Qualcomm has announced its financial results for the second quarter of fiscal year 2025, reporting revenue of $10.98bn, a 17% increase year-over-year, and adjusted earnings per share of $2.85. These figures exceeded analysts’ expectations for the period. However, the company’s revenue and earnings forecast for the third quarter came in below market projections, prompting a decline in its share price in after-hours trading.
The company provided revenue guidance for the third quarter in the range of $9.9bn to $10.7bn, setting the midpoint at $10.3bn. This was slightly below the average analyst estimate of $10.35bn. Qualcomm expects third-quarter adjusted earnings per share to range between $2.6 and $2.8, compared to consensus estimates of approximately $2.67.
Macroeconomic and geopolitical factors affecting outlook
Qualcomm attributed the softer outlook to continued macroeconomic pressures and uncertainties surrounding US-China trade dynamics. While the company’s chips are not currently subject to new tariffs, concerns remain regarding broader policy implications and their potential to affect global demand. The earnings announcement came as US officials consider expanding restrictions on certain technologies shipped to China.
During the second quarter, Qualcomm’s automotive and Internet of Things (IoT) business segments recorded notable year-on-year growth. Automotive revenue rose by 59%, while IoT sales advanced 27%. Together, these two units contributed approximately $2.54bn in revenue, underlining the company’s efforts to expand beyond smartphone components.
The Mobile Handset segment, Qualcomm’s core business, still delivered the majority of revenue, at $6.93bn. However, investor concerns have been rising due to Apple’s increasing shift towards internally developed modem chips. Apple contributed 27% of Qualcomm’s revenue in the recent quarter, and any reduction in orders could significantly impact future financial performance.
“As we navigate the current macroeconomic and trade environment, we remain focused on the critical factors we can control – our leading technology roadmap, best-in-class product portfolio, strong customer relationships and operational efficiencies,” said Qualcomm president and CEO Cristiano Amon. “Our top priorities remain executing our diversification strategy and continuing to invest in areas that drive long-term value.”

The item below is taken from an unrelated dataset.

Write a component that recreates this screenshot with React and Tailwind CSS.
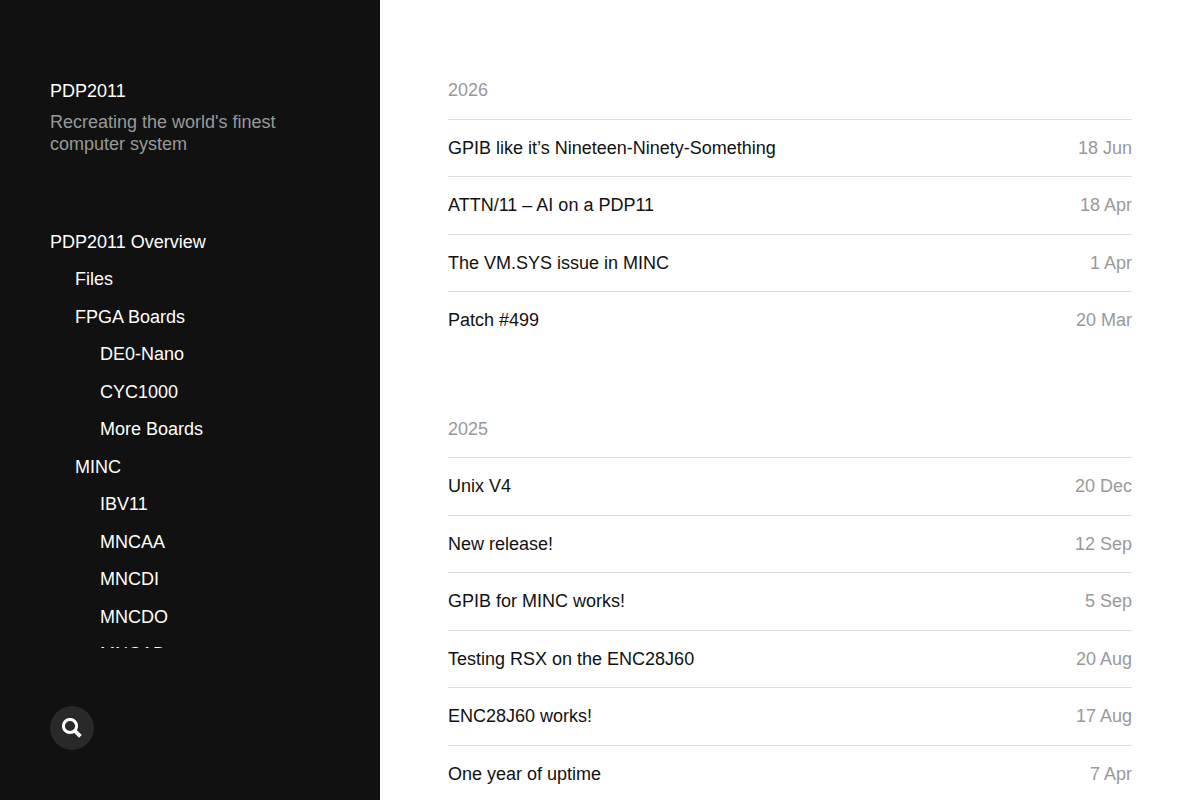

In line with its longer-term strategy, Qualcomm recently introduced the Snapdragon X85 5G Modem-RF System. The company expects this product to support its next-generation 5G platforms and capitalise on demand from enterprise, automotive, and industrial applications.
Despite the ongoing diversification and product developments, Qualcomm’s share price dropped by 6% following the third-quarter guidance, as per a report in Reuters. Over the past 12 months, the stock has fallen by approximately 17%, reflecting investor caution regarding both macroeconomic headwinds and client-specific risks.
Qualcomm continues to invest in AI and connectivity technologies, aiming to reinforce its market position across multiple sectors. In addition to chip development, the company remains focused on licensing revenue from its intellectual property portfolio, which accounted for approximately $1.32bn during the second quarter.